EXERCISE DIRECTIONS: The listing below should be printed exactly, every line of it. Skip the pictures.

######

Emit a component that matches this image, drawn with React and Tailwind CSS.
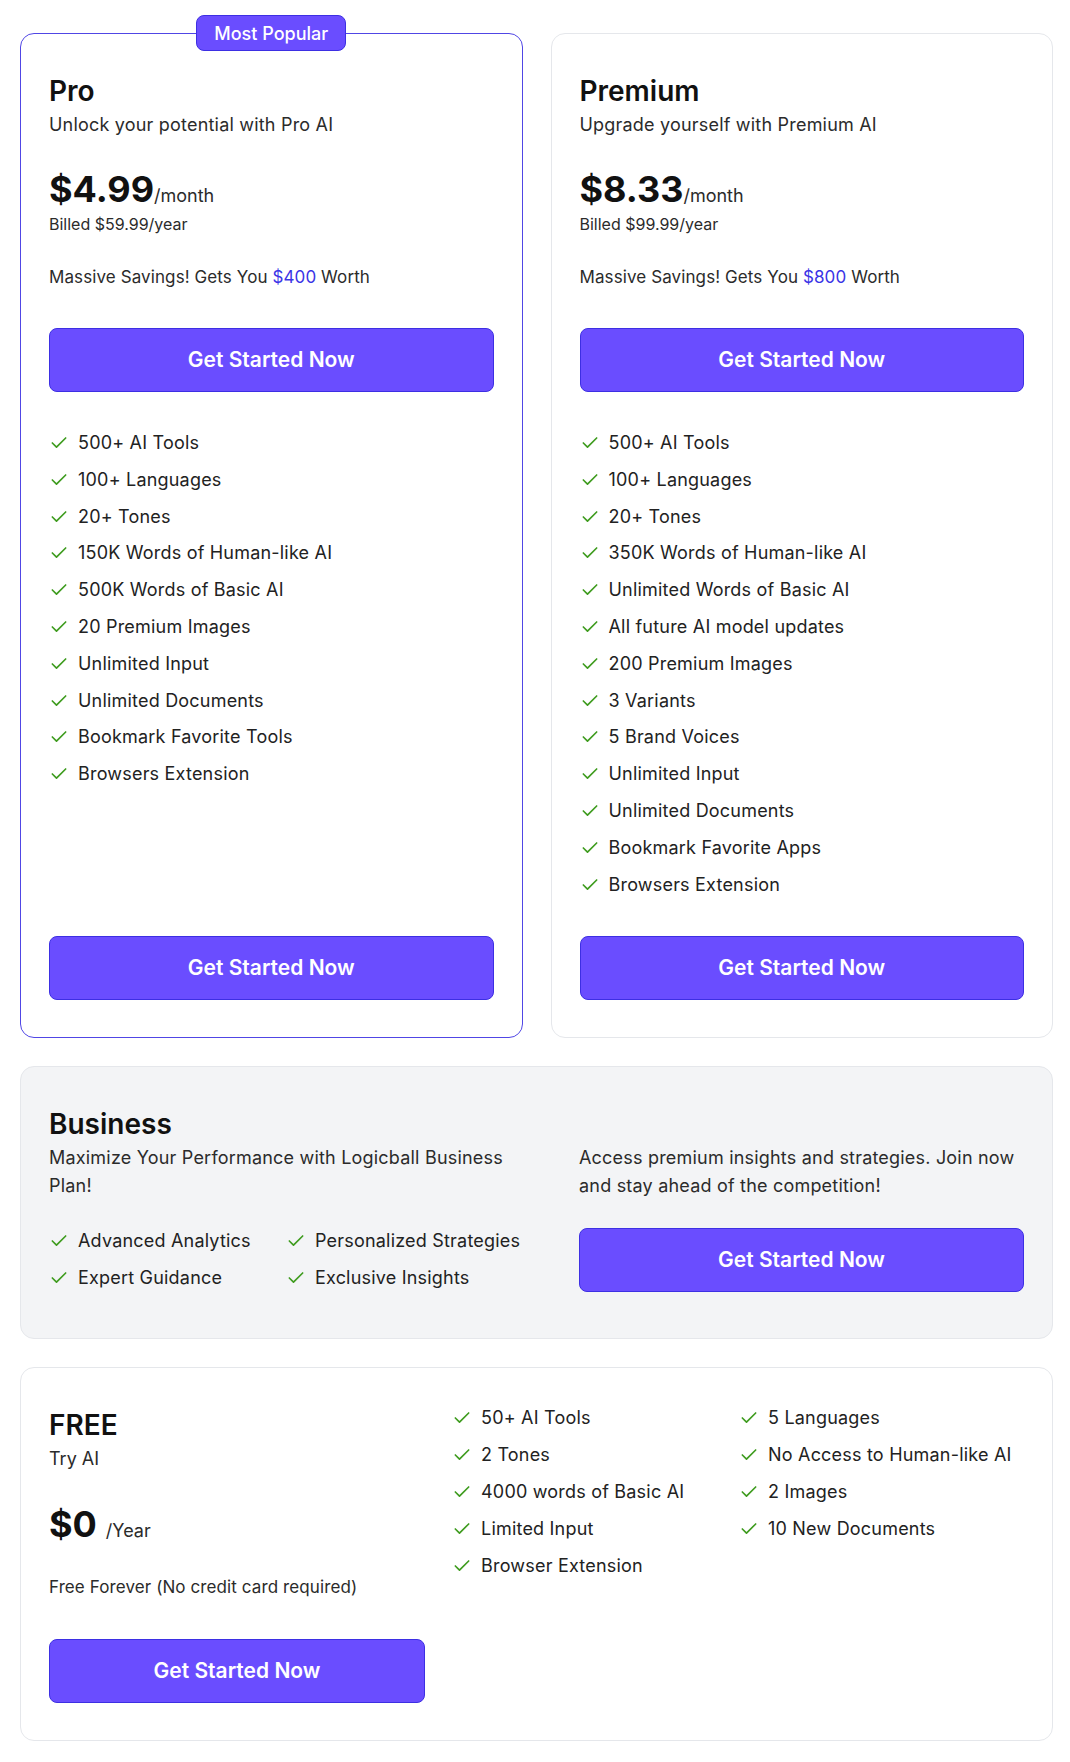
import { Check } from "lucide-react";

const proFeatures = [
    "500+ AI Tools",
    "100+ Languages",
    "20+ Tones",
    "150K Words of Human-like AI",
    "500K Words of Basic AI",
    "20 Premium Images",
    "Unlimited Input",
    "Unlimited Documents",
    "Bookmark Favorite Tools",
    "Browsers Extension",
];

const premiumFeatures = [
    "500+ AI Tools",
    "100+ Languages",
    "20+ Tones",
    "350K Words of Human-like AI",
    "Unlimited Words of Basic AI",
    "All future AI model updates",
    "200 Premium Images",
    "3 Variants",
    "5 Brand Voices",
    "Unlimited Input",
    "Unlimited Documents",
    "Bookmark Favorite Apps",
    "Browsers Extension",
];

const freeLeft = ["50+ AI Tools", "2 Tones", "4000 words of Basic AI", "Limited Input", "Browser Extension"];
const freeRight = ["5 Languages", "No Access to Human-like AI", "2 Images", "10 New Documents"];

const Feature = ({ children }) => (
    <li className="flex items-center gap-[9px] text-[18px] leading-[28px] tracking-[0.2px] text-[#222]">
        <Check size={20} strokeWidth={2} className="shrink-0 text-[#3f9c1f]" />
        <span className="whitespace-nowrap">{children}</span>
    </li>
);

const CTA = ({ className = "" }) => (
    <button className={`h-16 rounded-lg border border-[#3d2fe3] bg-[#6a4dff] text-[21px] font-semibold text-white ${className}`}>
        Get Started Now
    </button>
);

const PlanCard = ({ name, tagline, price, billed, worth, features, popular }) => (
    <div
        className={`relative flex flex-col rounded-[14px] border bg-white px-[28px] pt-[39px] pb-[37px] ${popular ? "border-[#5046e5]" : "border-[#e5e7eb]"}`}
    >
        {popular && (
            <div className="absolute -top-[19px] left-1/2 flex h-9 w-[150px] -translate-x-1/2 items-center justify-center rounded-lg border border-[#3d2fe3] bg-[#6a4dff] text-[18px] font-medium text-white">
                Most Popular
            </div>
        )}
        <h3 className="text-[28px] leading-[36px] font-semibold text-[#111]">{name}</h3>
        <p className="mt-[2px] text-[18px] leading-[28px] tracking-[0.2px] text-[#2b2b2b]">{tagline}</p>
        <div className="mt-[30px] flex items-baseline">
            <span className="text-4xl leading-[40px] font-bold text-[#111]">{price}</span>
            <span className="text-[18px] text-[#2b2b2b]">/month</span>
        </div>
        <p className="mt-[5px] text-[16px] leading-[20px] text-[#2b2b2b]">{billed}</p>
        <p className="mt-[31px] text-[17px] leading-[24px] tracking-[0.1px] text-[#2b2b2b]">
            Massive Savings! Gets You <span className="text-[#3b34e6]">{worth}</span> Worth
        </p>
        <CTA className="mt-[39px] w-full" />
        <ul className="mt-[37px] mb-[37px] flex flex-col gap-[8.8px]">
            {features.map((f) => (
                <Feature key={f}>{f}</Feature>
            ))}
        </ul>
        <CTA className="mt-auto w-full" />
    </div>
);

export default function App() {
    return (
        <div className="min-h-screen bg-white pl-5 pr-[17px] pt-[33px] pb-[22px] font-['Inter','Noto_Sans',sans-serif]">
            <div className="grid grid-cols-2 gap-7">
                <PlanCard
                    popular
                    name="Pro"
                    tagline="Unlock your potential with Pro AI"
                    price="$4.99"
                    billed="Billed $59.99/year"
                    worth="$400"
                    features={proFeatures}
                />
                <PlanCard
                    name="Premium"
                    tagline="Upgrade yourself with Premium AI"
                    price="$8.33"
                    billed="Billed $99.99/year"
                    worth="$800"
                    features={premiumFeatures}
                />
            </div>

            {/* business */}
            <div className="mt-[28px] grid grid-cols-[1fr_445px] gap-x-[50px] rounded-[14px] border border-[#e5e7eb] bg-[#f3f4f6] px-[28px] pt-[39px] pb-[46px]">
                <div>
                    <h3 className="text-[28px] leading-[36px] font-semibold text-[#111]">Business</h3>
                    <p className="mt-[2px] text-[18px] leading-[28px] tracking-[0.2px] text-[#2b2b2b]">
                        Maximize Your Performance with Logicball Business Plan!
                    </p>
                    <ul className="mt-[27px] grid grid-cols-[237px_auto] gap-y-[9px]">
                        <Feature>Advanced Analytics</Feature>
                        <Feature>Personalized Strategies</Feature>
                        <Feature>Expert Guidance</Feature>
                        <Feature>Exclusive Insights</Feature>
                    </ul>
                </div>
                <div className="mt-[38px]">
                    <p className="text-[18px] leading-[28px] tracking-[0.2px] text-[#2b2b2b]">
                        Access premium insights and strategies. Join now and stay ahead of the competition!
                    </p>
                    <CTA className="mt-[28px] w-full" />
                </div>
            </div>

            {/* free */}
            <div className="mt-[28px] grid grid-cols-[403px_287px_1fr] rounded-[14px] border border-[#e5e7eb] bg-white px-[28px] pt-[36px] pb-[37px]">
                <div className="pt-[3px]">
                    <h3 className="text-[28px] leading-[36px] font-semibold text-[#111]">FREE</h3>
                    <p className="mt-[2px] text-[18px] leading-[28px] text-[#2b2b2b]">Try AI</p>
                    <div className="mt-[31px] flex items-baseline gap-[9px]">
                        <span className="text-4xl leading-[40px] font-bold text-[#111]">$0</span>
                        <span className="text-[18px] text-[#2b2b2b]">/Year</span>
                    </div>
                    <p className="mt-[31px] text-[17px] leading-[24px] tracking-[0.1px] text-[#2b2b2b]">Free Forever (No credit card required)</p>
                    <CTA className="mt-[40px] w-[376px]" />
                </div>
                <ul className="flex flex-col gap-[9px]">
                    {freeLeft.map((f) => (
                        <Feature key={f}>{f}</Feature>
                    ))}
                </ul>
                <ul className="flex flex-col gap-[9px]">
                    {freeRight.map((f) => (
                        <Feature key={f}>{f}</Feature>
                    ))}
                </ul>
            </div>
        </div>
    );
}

######

COMPLETE RESPONSE:
Emit a component that matches this image, drawn with React and Tailwind CSS.
import { Check } from "lucide-react";

const proFeatures = [
    "500+ AI Tools",
    "100+ Languages",
    "20+ Tones",
    "150K Words of Human-like AI",
    "500K Words of Basic AI",
    "20 Premium Images",
    "Unlimited Input",
    "Unlimited Documents",
    "Bookmark Favorite Tools",
    "Browsers Extension",
];

const premiumFeatures = [
    "500+ AI Tools",
    "100+ Languages",
    "20+ Tones",
    "350K Words of Human-like AI",
    "Unlimited Words of Basic AI",
    "All future AI model updates",
    "200 Premium Images",
    "3 Variants",
    "5 Brand Voices",
    "Unlimited Input",
    "Unlimited Documents",
    "Bookmark Favorite Apps",
    "Browsers Extension",
];

const freeLeft = ["50+ AI Tools", "2 Tones", "4000 words of Basic AI", "Limited Input", "Browser Extension"];
const freeRight = ["5 Languages", "No Access to Human-like AI", "2 Images", "10 New Documents"];

const Feature = ({ children }) => (
    <li className="flex items-center gap-[9px] text-[18px] leading-[28px] tracking-[0.2px] text-[#222]">
        <Check size={20} strokeWidth={2} className="shrink-0 text-[#3f9c1f]" />
        <span className="whitespace-nowrap">{children}</span>
    </li>
);

const CTA = ({ className = "" }) => (
    <button className={`h-16 rounded-lg border border-[#3d2fe3] bg-[#6a4dff] text-[21px] font-semibold text-white ${className}`}>
        Get Started Now
    </button>
);

const PlanCard = ({ name, tagline, price, billed, worth, features, popular }) => (
    <div
        className={`relative flex flex-col rounded-[14px] border bg-white px-[28px] pt-[39px] pb-[37px] ${popular ? "border-[#5046e5]" : "border-[#e5e7eb]"}`}
    >
        {popular && (
            <div className="absolute -top-[19px] left-1/2 flex h-9 w-[150px] -translate-x-1/2 items-center justify-center rounded-lg border border-[#3d2fe3] bg-[#6a4dff] text-[18px] font-medium text-white">
                Most Popular
            </div>
        )}
        <h3 className="text-[28px] leading-[36px] font-semibold text-[#111]">{name}</h3>
        <p className="mt-[2px] text-[18px] leading-[28px] tracking-[0.2px] text-[#2b2b2b]">{tagline}</p>
        <div className="mt-[30px] flex items-baseline">
            <span className="text-4xl leading-[40px] font-bold text-[#111]">{price}</span>
            <span className="text-[18px] text-[#2b2b2b]">/month</span>
        </div>
        <p className="mt-[5px] text-[16px] leading-[20px] text-[#2b2b2b]">{billed}</p>
        <p className="mt-[31px] text-[17px] leading-[24px] tracking-[0.1px] text-[#2b2b2b]">
            Massive Savings! Gets You <span className="text-[#3b34e6]">{worth}</span> Worth
        </p>
        <CTA className="mt-[39px] w-full" />
        <ul className="mt-[37px] mb-[37px] flex flex-col gap-[8.8px]">
            {features.map((f) => (
                <Feature key={f}>{f}</Feature>
            ))}
        </ul>
        <CTA className="mt-auto w-full" />
    </div>
);

export default function App() {
    return (
        <div className="min-h-screen bg-white pl-5 pr-[17px] pt-[33px] pb-[22px] font-['Inter','Noto_Sans',sans-serif]">
            <div className="grid grid-cols-2 gap-7">
                <PlanCard
                    popular
                    name="Pro"
                    tagline="Unlock your potential with Pro AI"
                    price="$4.99"
                    billed="Billed $59.99/year"
                    worth="$400"
                    features={proFeatures}
                />
                <PlanCard
                    name="Premium"
                    tagline="Upgrade yourself with Premium AI"
                    price="$8.33"
                    billed="Billed $99.99/year"
                    worth="$800"
                    features={premiumFeatures}
                />
            </div>

            {/* business */}
            <div className="mt-[28px] grid grid-cols-[1fr_445px] gap-x-[50px] rounded-[14px] border border-[#e5e7eb] bg-[#f3f4f6] px-[28px] pt-[39px] pb-[46px]">
                <div>
                    <h3 className="text-[28px] leading-[36px] font-semibold text-[#111]">Business</h3>
                    <p className="mt-[2px] text-[18px] leading-[28px] tracking-[0.2px] text-[#2b2b2b]">
                        Maximize Your Performance with Logicball Business Plan!
                    </p>
                    <ul className="mt-[27px] grid grid-cols-[237px_auto] gap-y-[9px]">
                        <Feature>Advanced Analytics</Feature>
                        <Feature>Personalized Strategies</Feature>
                        <Feature>Expert Guidance</Feature>
                        <Feature>Exclusive Insights</Feature>
                    </ul>
                </div>
                <div className="mt-[38px]">
                    <p className="text-[18px] leading-[28px] tracking-[0.2px] text-[#2b2b2b]">
                        Access premium insights and strategies. Join now and stay ahead of the competition!
                    </p>
                    <CTA className="mt-[28px] w-full" />
                </div>
            </div>

            {/* free */}
            <div className="mt-[28px] grid grid-cols-[403px_287px_1fr] rounded-[14px] border border-[#e5e7eb] bg-white px-[28px] pt-[36px] pb-[37px]">
                <div className="pt-[3px]">
                    <h3 className="text-[28px] leading-[36px] font-semibold text-[#111]">FREE</h3>
                    <p className="mt-[2px] text-[18px] leading-[28px] text-[#2b2b2b]">Try AI</p>
                    <div className="mt-[31px] flex items-baseline gap-[9px]">
                        <span className="text-4xl leading-[40px] font-bold text-[#111]">$0</span>
                        <span className="text-[18px] text-[#2b2b2b]">/Year</span>
                    </div>
                    <p className="mt-[31px] text-[17px] leading-[24px] tracking-[0.1px] text-[#2b2b2b]">Free Forever (No credit card required)</p>
                    <CTA className="mt-[40px] w-[376px]" />
                </div>
                <ul className="flex flex-col gap-[9px]">
                    {freeLeft.map((f) => (
                        <Feature key={f}>{f}</Feature>
                    ))}
                </ul>
                <ul className="flex flex-col gap-[9px]">
                    {freeRight.map((f) => (
                        <Feature key={f}>{f}</Feature>
                    ))}
                </ul>
            </div>
        </div>
    );
}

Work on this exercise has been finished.